E il rapporto con la Russia? Le dichiarazioni di Conte hanno preceduto di poco il suo incontro con Vladimir Putin e il presidente egiziano al Sisi in Cina.

La Russia ha un’ambizione competitiva nei confronti dell’Italia perché vorrebbe diventare il mentore di una fase di mediazione dell’area (Astana ne è un esempio). Ma bisogna capire cosa in realtà Mosca voglia fare sulla Libia: la mia idea è che voglia in qualche modo sostituire gli Stati Uniti un po’ in tutta l’area come mediatore. Anche considerando che gli Usa, nonostante le dichiarazioni di Trump, nell’ultimo periodo mi sembrano comunque molto lontani, poco impegnati. Tutto questo, quindi, è un po’ concorrenziale rispetto al tentativo italiano. Cosa abbiamo da offrire noi alla Russia? Sicuramente un legame molto forte sia con la città di Misurata che con la città di Tripoli. Vedremo dunque se in qualche modo il tentativo italiano potrà andare a buon frutto come quello di guardare a Mosca per avere una funzione calmierante sul generale Haftar. In ogni caso penso che la situazione debba essere guardata non tanto dal lato russo ma più verso l’asse Cairo, Abu Dhabi e Riad. Sono soprattutto queste tre capitali che stanno maggiormente spingendo per Haftar.

È stato annunciato (come era stato anticipato da Formiche.net qualche settimana fa) che Africom rientrerà a Misurata. Che ruolo potranno avere gli Usa?

Mi sembrava che quella degli Usa di andar via da Misurata fosse stata una mossa un po’ troppo precipitosa e che fa capire, anche in questo caso, come vengano fatte valutazioni sbagliate su Haftar e sul suo ruolo sul territorio. Mi sembra che da questo punto di vista abbiano ragione la Farnesina e Conte quando dicono che noi come Italia abbiamo le carte in regola per occupare un ruolo fondamentale. Siamo infatti l’unica ambasciata aperta a Tripoli, anche se dobbiamo essere capaci allo stesso tempo di avere un indirizzo verso gli altri attori che si affacciano sulla questione.

Come potrà evolversi la situazione nel prossimo futuro?

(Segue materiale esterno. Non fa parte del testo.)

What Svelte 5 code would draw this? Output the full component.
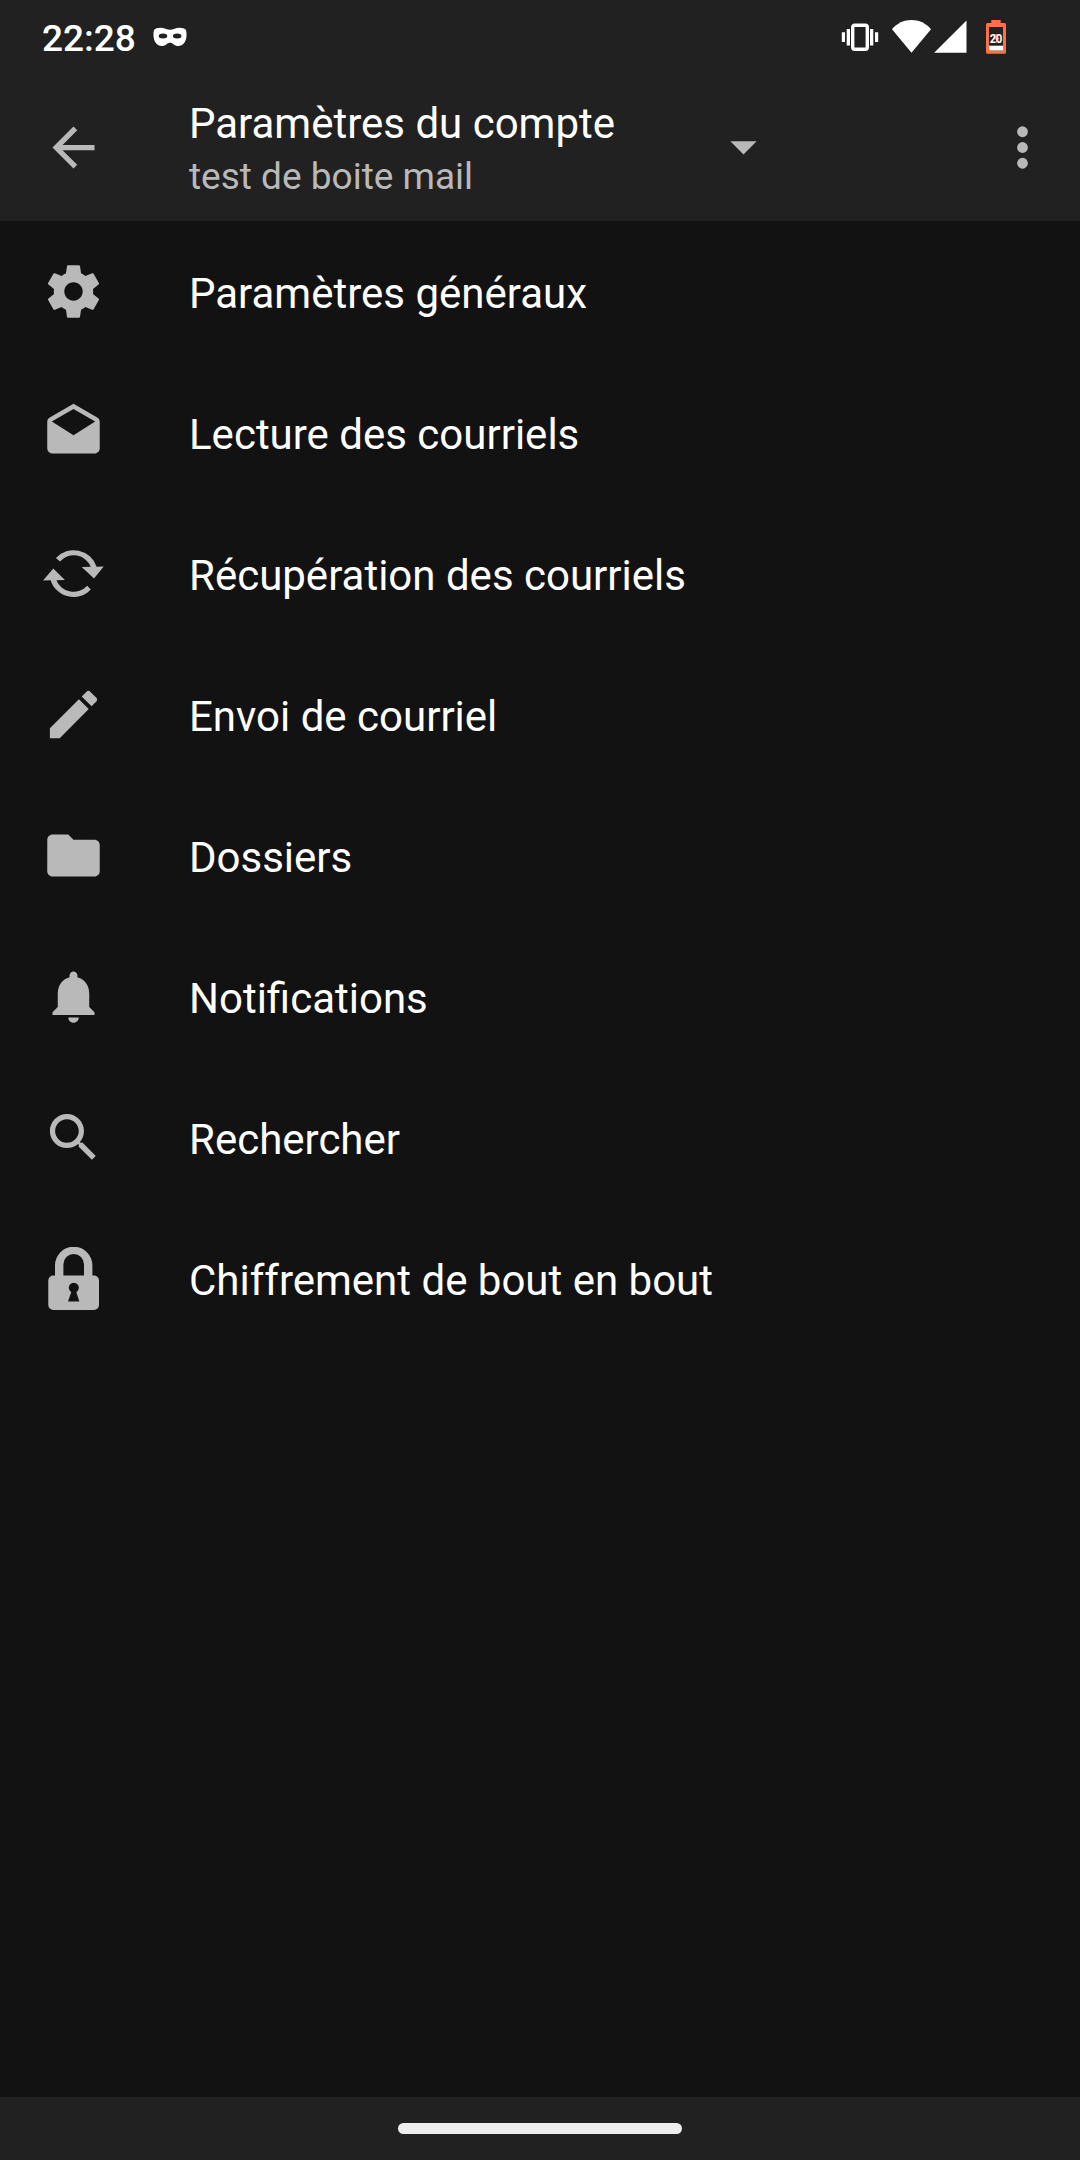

Alla luce di come stanno le cose è comunque molto difficile che Haftar prevalga nel breve periodo. Siamo davvero tutti sicuri di volerci imbattere in un conflitto sanguinoso come quello siriano e portarlo avanti per i prossimi cinque/sei anni? Questa d’altra parte è la sfida che è stata dichiarata apertamente. Magari gli attori dei Paesi del Golfo sono anche disposti a farlo ma allo stesso tempo dobbiamo considerare che altri Paesi come la Turchia e ancora di più il Qatar saranno pronti a compensare gli aiuti militari dall’altra parte. Senza poi dimenticare che Haftar ha 75 anni; anche nel caso in cui dovesse arrivare a conquistare la capitale, come pensa di tenerla sotto controllo nel lungo periodo? E dopo di lui cosa accadrebbe? Difficile capire questo innamoramento nei confronti di Haftar se non con una pulsione di attori esterni.